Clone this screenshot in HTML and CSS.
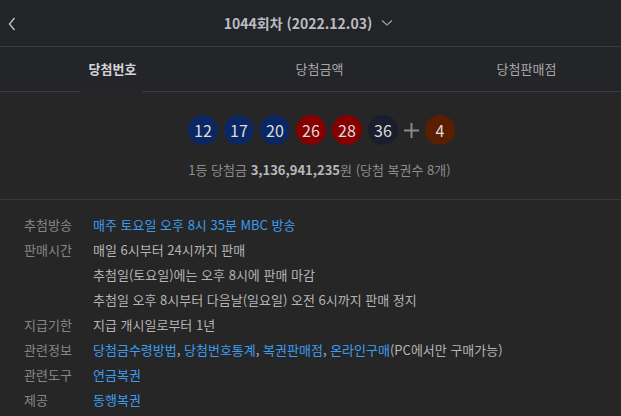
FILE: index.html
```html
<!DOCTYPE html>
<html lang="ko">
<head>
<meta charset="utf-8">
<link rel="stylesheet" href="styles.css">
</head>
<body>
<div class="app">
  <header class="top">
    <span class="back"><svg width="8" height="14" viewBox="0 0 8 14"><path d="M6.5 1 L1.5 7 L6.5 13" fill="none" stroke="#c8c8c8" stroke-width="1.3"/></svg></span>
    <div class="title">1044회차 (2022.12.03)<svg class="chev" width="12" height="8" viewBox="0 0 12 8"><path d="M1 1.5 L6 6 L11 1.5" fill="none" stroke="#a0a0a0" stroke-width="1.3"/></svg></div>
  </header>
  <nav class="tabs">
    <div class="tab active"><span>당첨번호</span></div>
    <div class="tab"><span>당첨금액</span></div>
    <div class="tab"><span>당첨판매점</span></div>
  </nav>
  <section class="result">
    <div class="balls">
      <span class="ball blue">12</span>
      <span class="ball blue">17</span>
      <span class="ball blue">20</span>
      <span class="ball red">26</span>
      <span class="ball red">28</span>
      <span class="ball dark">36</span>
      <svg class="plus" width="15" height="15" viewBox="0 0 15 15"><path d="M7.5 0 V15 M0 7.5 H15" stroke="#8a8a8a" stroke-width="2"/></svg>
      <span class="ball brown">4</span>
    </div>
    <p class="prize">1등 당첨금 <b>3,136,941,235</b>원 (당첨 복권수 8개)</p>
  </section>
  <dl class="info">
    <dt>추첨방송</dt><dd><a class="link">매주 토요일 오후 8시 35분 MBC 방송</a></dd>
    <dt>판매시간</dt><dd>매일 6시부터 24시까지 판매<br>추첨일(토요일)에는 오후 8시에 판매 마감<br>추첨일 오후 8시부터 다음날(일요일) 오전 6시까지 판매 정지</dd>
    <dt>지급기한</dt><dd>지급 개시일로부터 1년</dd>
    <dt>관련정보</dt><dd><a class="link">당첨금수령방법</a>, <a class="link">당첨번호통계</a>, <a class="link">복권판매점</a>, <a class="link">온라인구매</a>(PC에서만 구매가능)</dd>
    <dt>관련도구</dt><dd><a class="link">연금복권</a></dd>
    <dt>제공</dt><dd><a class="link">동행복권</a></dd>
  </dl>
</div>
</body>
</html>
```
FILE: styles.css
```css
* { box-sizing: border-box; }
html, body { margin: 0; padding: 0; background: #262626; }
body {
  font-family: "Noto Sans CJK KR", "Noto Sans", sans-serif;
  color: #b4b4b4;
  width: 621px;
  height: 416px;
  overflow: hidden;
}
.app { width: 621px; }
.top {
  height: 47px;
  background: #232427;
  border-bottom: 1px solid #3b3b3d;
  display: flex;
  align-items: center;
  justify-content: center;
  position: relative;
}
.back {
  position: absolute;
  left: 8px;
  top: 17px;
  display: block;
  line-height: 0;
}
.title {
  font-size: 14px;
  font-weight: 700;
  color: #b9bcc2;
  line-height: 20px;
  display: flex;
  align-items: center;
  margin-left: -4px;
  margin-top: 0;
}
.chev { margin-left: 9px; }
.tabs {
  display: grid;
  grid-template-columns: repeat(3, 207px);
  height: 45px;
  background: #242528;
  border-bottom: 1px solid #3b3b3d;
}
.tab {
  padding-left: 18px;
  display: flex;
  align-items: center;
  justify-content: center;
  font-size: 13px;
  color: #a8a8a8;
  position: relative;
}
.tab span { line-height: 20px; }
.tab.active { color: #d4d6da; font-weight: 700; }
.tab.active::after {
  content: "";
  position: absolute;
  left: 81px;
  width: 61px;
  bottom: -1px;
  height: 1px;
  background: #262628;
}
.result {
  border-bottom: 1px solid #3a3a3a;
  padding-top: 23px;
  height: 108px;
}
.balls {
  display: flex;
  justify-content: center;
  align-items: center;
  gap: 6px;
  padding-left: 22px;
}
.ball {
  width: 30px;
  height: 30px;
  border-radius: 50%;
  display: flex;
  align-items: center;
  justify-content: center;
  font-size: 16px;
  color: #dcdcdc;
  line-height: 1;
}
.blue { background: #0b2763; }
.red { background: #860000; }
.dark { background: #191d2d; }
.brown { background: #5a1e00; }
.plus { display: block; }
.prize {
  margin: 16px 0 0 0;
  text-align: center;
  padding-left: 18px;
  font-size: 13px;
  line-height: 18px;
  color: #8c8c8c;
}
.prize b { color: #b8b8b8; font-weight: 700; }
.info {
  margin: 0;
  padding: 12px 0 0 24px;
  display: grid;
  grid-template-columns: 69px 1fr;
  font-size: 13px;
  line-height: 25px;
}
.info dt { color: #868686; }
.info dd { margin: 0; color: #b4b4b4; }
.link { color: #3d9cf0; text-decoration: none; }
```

####################

The listing above needs to be output again exactly. Don't include the pictures.

■ Reply
Clone this screenshot in HTML and CSS.
FILE: index.html
```html
<!DOCTYPE html>
<html lang="ko">
<head>
<meta charset="utf-8">
<link rel="stylesheet" href="styles.css">
</head>
<body>
<div class="app">
  <header class="top">
    <span class="back"><svg width="8" height="14" viewBox="0 0 8 14"><path d="M6.5 1 L1.5 7 L6.5 13" fill="none" stroke="#c8c8c8" stroke-width="1.3"/></svg></span>
    <div class="title">1044회차 (2022.12.03)<svg class="chev" width="12" height="8" viewBox="0 0 12 8"><path d="M1 1.5 L6 6 L11 1.5" fill="none" stroke="#a0a0a0" stroke-width="1.3"/></svg></div>
  </header>
  <nav class="tabs">
    <div class="tab active"><span>당첨번호</span></div>
    <div class="tab"><span>당첨금액</span></div>
    <div class="tab"><span>당첨판매점</span></div>
  </nav>
  <section class="result">
    <div class="balls">
      <span class="ball blue">12</span>
      <span class="ball blue">17</span>
      <span class="ball blue">20</span>
      <span class="ball red">26</span>
      <span class="ball red">28</span>
      <span class="ball dark">36</span>
      <svg class="plus" width="15" height="15" viewBox="0 0 15 15"><path d="M7.5 0 V15 M0 7.5 H15" stroke="#8a8a8a" stroke-width="2"/></svg>
      <span class="ball brown">4</span>
    </div>
    <p class="prize">1등 당첨금 <b>3,136,941,235</b>원 (당첨 복권수 8개)</p>
  </section>
  <dl class="info">
    <dt>추첨방송</dt><dd><a class="link">매주 토요일 오후 8시 35분 MBC 방송</a></dd>
    <dt>판매시간</dt><dd>매일 6시부터 24시까지 판매<br>추첨일(토요일)에는 오후 8시에 판매 마감<br>추첨일 오후 8시부터 다음날(일요일) 오전 6시까지 판매 정지</dd>
    <dt>지급기한</dt><dd>지급 개시일로부터 1년</dd>
    <dt>관련정보</dt><dd><a class="link">당첨금수령방법</a>, <a class="link">당첨번호통계</a>, <a class="link">복권판매점</a>, <a class="link">온라인구매</a>(PC에서만 구매가능)</dd>
    <dt>관련도구</dt><dd><a class="link">연금복권</a></dd>
    <dt>제공</dt><dd><a class="link">동행복권</a></dd>
  </dl>
</div>
</body>
</html>
```
FILE: styles.css
```css
* { box-sizing: border-box; }
html, body { margin: 0; padding: 0; background: #262626; }
body {
  font-family: "Noto Sans CJK KR", "Noto Sans", sans-serif;
  color: #b4b4b4;
  width: 621px;
  height: 416px;
  overflow: hidden;
}
.app { width: 621px; }
.top {
  height: 47px;
  background: #232427;
  border-bottom: 1px solid #3b3b3d;
  display: flex;
  align-items: center;
  justify-content: center;
  position: relative;
}
.back {
  position: absolute;
  left: 8px;
  top: 17px;
  display: block;
  line-height: 0;
}
.title {
  font-size: 14px;
  font-weight: 700;
  color: #b9bcc2;
  line-height: 20px;
  display: flex;
  align-items: center;
  margin-left: -4px;
  margin-top: 0;
}
.chev { margin-left: 9px; }
.tabs {
  display: grid;
  grid-template-columns: repeat(3, 207px);
  height: 45px;
  background: #242528;
  border-bottom: 1px solid #3b3b3d;
}
.tab {
  padding-left: 18px;
  display: flex;
  align-items: center;
  justify-content: center;
  font-size: 13px;
  color: #a8a8a8;
  position: relative;
}
.tab span { line-height: 20px; }
.tab.active { color: #d4d6da; font-weight: 700; }
.tab.active::after {
  content: "";
  position: absolute;
  left: 81px;
  width: 61px;
  bottom: -1px;
  height: 1px;
  background: #262628;
}
.result {
  border-bottom: 1px solid #3a3a3a;
  padding-top: 23px;
  height: 108px;
}
.balls {
  display: flex;
  justify-content: center;
  align-items: center;
  gap: 6px;
  padding-left: 22px;
}
.ball {
  width: 30px;
  height: 30px;
  border-radius: 50%;
  display: flex;
  align-items: center;
  justify-content: center;
  font-size: 16px;
  color: #dcdcdc;
  line-height: 1;
}
.blue { background: #0b2763; }
.red { background: #860000; }
.dark { background: #191d2d; }
.brown { background: #5a1e00; }
.plus { display: block; }
.prize {
  margin: 16px 0 0 0;
  text-align: center;
  padding-left: 18px;
  font-size: 13px;
  line-height: 18px;
  color: #8c8c8c;
}
.prize b { color: #b8b8b8; font-weight: 700; }
.info {
  margin: 0;
  padding: 12px 0 0 24px;
  display: grid;
  grid-template-columns: 69px 1fr;
  font-size: 13px;
  line-height: 25px;
}
.info dt { color: #868686; }
.info dd { margin: 0; color: #b4b4b4; }
.link { color: #3d9cf0; text-decoration: none; }
```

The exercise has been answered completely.